Desta “santa audácia”, ou garra apostólica, Francisco Xavier é uma magnífica realização: nada parece frear seu ímpeto missionário. Quando ele descobre que Deus o chama nas Ilhas Molucas, ou no Japão, ou na China, a ousadia e a criatividade o levam a superar todo obstáculo, a encontrar todos os meios necessários para vencer as dificuldades e alcançar o objetivo que a caridade de Deus lhe aponta, com a certeza que “tudo é possível a quem tem fé” (Mc 11,23), porque “nada é impossível a Deus” (Lc 1,37).

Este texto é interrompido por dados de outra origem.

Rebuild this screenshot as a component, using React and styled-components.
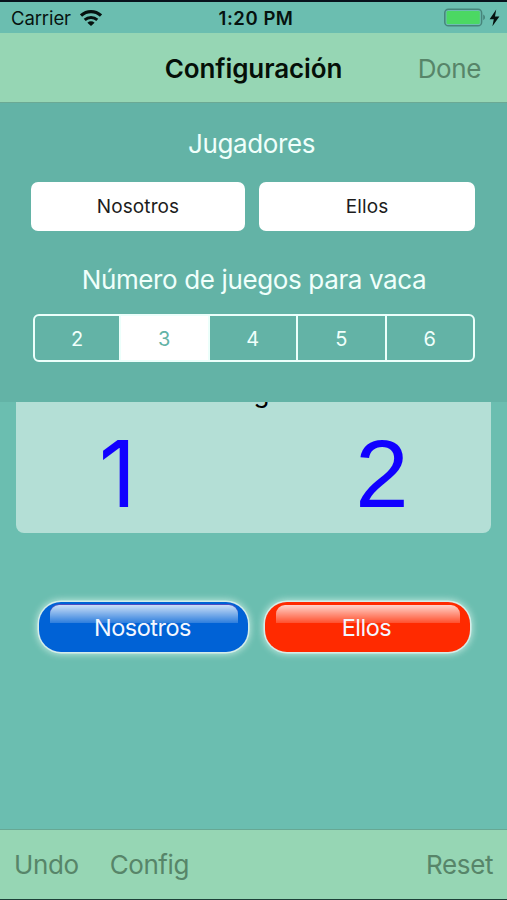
import { useState } from "react"
import styled, { createGlobalStyle } from "styled-components"

const GlobalStyle = createGlobalStyle`
    * {
        box-sizing: border-box;
    }
    body {
        margin: 0;
        background: #6bbeb0;
        font-family: Inter, "Liberation Sans", sans-serif;
    }
    button {
        font-family: inherit;
        cursor: pointer;
    }
`

const games = [2, 3, 4, 5, 6]

const App = () => {

    const [selected, setSelected] = useState(3)

    return (
        <Screen>
            <GlobalStyle />
            <StatusBar>
                <Carrier>
                    <span>Carrier</span>
                    <WifiIcon />
                </Carrier>
                <Time>1:20 PM</Time>
                <Battery>
                    <BatteryIcon />
                </Battery>
            </StatusBar>
            <Board>
                <ScoreCard>
                    <CardTitle>Juegos</CardTitle>
                    <Scores>
                        <Score $font="Inter" $size="92px" $indent="-4px">1</Score>
                        <Score $font='"Liberation Sans"' $size="96px">2</Score>
                    </Scores>
                </ScoreCard>
                <Players>
                    <Glossy $color="#0062d6" $width="209px" $tint="rgba(110, 70, 180, 0.75)">
                        <span>Nosotros</span>
                    </Glossy>
                    <Glossy $color="#ff2a00" $width="205px">
                        <span>Ellos</span>
                    </Glossy>
                </Players>
                <Sheet>
                    <NavBar>
                        <NavTitle>Configuración</NavTitle>
                        <BarButton>Done</BarButton>
                    </NavBar>
                    <Settings>
                        <Label>Jugadores</Label>
                        <Fields>
                            <Field $width="214px">Nosotros</Field>
                            <Field $width="216px">Ellos</Field>
                        </Fields>
                        <Label $indent="2px">Número de juegos para vaca</Label>
                        <Segments>
                            {games.map(n => (
                                <Segment key={n} $active={n === selected} onClick={() => setSelected(n)}>{n}</Segment>
                            ))}
                        </Segments>
                    </Settings>
                </Sheet>
            </Board>
            <Toolbar>
                <BarButton>Undo</BarButton>
                <BarButton>Config</BarButton>
                <Spacer />
                <BarButton>Reset</BarButton>
            </Toolbar>
        </Screen>
    )
}

export default App

const WifiIcon = () => (
    <svg width="22" height="16" viewBox="0 0 22 16" fill="none" stroke="#06120f">
        <path d="M1 5.6C6.8 0.4 15.2 0.4 21 5.6" strokeWidth="3.3" />
        <path d="M4.7 9.8C8.4 6.6 13.6 6.6 17.3 9.8" strokeWidth="3" />
        <path d="M11 16L7.4 12.7C9.5 10.9 12.5 10.9 14.6 12.7Z" fill="#06120f" stroke="none" />
    </svg>
)

const BatteryIcon = () => (
    <svg width="57" height="20" viewBox="0 0 57 20">
        <rect x="0.8" y="1.2" width="36.8" height="16.6" rx="3.6" fill="none" stroke="#47857b" strokeWidth="1.5" />
        <rect x="2.6" y="2.9" width="33.2" height="13.2" rx="1.4" fill="#4bd863" />
        <path d="M39.2 6.6C41.6 7.6 41.6 11.2 39.2 12.2Z" fill="#47857b" />
        <path d="M52.2 1.6L45.6 11.2H49.8L48.4 18.2L55.4 8.4H51Z" fill="#06120f" />
    </svg>
)

const Screen = styled.div`
    width: 507px;
    height: 900px;
    display: flex;
    flex-direction: column;
    overflow: hidden;
    border-top: 2px solid #08121c;
    border-bottom: 1px solid #1d4038;
    background: #6bbeb0;
`

const StatusBar = styled.header`
    height: 31px;
    flex: none;
    display: grid;
    grid-template-columns: 1fr auto 1fr;
    align-items: center;
    padding: 1px 6px 0 11px;
    color: #06120f;
    font-size: 18.5px;
`

const Carrier = styled.div`
    display: flex;
    align-items: center;
    gap: 9px;
    letter-spacing: -0.1px;
`

const Time = styled.div`
    font-weight: 600;
    letter-spacing: 0.55px;
`

const Battery = styled.div`
    display: flex;
    justify-content: flex-end;
`

const Board = styled.main`
    position: relative;
    flex: 1;
    padding: 267px 16px 0;
`

const ScoreCard = styled.section`
    height: 233px;
    width: 475px;
    padding-top: 76px;
    border-radius: 8px;
    background: #b4dfd6;
`

const CardTitle = styled.h2`
    margin: 0;
    font-size: 26px;
    line-height: 34px;
    font-weight: 400;
    text-align: center;
    color: #000;
`

const Scores = styled.div`
    display: grid;
    grid-template-columns: 207px 1fr;
    margin-top: 10px;
    column-gap: 50px;
`

const Score = styled.div`
    height: 108px;
    line-height: 108px;
    font-family: ${props => props.$font}, sans-serif;
    font-size: ${props => props.$size};
    text-align: center;
    text-indent: ${props => props.$indent || 0};
    color: #1100ff;
`

const Players = styled.div`
    display: flex;
    gap: 17px;
    margin: 69px 0 0 23px;
`

const Glossy = styled.button`
    width: ${props => props.$width};
    height: 50px;
    padding: 0 2px 0 0;
    position: relative;
    border: none;
    border-radius: 22px;
    background: ${props => props.$color};
    box-shadow: 0 0 0 1.5px #d5ede9, 0 0 7px 2px rgba(225, 250, 240, 0.75);
    color: #f3f7ff;
    font-size: 23.5px;
    letter-spacing: -0.5px;
    /* shine along the top edge */
    &::before {
        content: "";
        position: absolute;
        top: 3px;
        left: 11px;
        right: 10px;
        height: 18px;
        border-radius: 9px 9px 0 0;
        background: linear-gradient(rgba(255, 255, 255, 0.8), rgba(255, 255, 255, 0.18));
        box-shadow: 0 -1px 0 ${props => props.$tint || "transparent"};
    }
    span {
        position: relative;
    }
`

const Sheet = styled.section`
    position: absolute;
    top: 0;
    left: 0;
    width: 100%;
    height: 369px;
    background: #63b3a6;
`

const NavBar = styled.nav`
    height: 70px;
    display: grid;
    grid-template-columns: 1fr auto 1fr;
    align-items: center;
    padding: 1px 26px 0;
    border-bottom: 1px solid #6ba994;
    background: #96d6b4;
    button {
        grid-column: 3;
        justify-self: end;
    }
`

const NavTitle = styled.h1`
    grid-column: 2;
    margin: 0;
    font-size: 26px;
    font-weight: 600;
    letter-spacing: -0.1px;
    color: #050f08;
`

const BarButton = styled.button`
    padding: 0;
    border: none;
    background: none;
    color: #578569;
    font-size: 26px;
    letter-spacing: -0.4px;
`

const Settings = styled.div`
    padding: 24px 32px 0 31px;
`

const Label = styled.h2`
    margin: 0;
    font-size: 26px;
    line-height: 34px;
    font-weight: 400;
    letter-spacing: -0.37px;
    text-align: center;
    text-indent: ${props => props.$indent || "-3px"};
    color: #f0fffb;
`

const Fields = styled.div`
    display: flex;
    justify-content: space-between;
    margin: 21px 0 32px;
`

const Field = styled.div`
    width: ${props => props.$width};
    height: 49px;
    line-height: 49px;
    border-radius: 7px;
    background: #fff;
    font-size: 19px;
    letter-spacing: 0.1px;
    text-align: center;
    color: #1c1c1c;
`

const Segments = styled.div`
    display: flex;
    height: 48px;
    margin: 17px 0 0 2px;
    border: 2px solid #ecfffb;
    border-radius: 6px;
    overflow: hidden;
`

const Segment = styled.button`
    flex: 1;
    padding: 1px 0 0;
    border: none;
    border-left: 2px solid #ecfffb;
    background: ${props => props.$active ? "#fff" : "transparent"};
    color: ${props => props.$active ? "#63b3a6" : "#f0fffb"};
    font-size: 20px;
    &:first-child {
        flex: 0 0 84px;
        border-left: none;
    }
`

const Toolbar = styled.footer`
    height: 70px;
    flex: none;
    display: flex;
    align-items: center;
    gap: 31px;
    padding: 0 14px;
    border-top: 1px solid #67a894;
    background: #96d6b4;
`

const Spacer = styled.div`
    flex: 1;
`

Suas atitudes e suas escolhas expressam um único princípio fundamental: só Deus! Deus é mais! Deus é vida ... e convida as pessoas a apostarem sua vida com Ele.

Nos passos de Xavier

Com essas páginas terminamos a seção central de Família Xaveriana dedicada à espiritualidade de São Francisco Xavier, nesse ano em que se celebra o V centenário de seu nascimento. Quatro foram os aspectos abordados: a capacidade do missionário de sonhar com um mundo novo; sua disponibilidade radical em tornar-se dom para os outros; sua propensão à proximidade e à amizade com as pessoas; e agora, por último, a dimensão universal de seu chamado expresso na ousadia de ir sempre mais além, até chegar a todos. Tudo está centrado numa entrega total e confiante em Deus. Para Xavier, o missionário é nada, Deus é tudo. É Ele que faz acontecer a missão. A vida espiritual do missionário consiste na disposição de conformar sua vida na vida e na ação de Deus.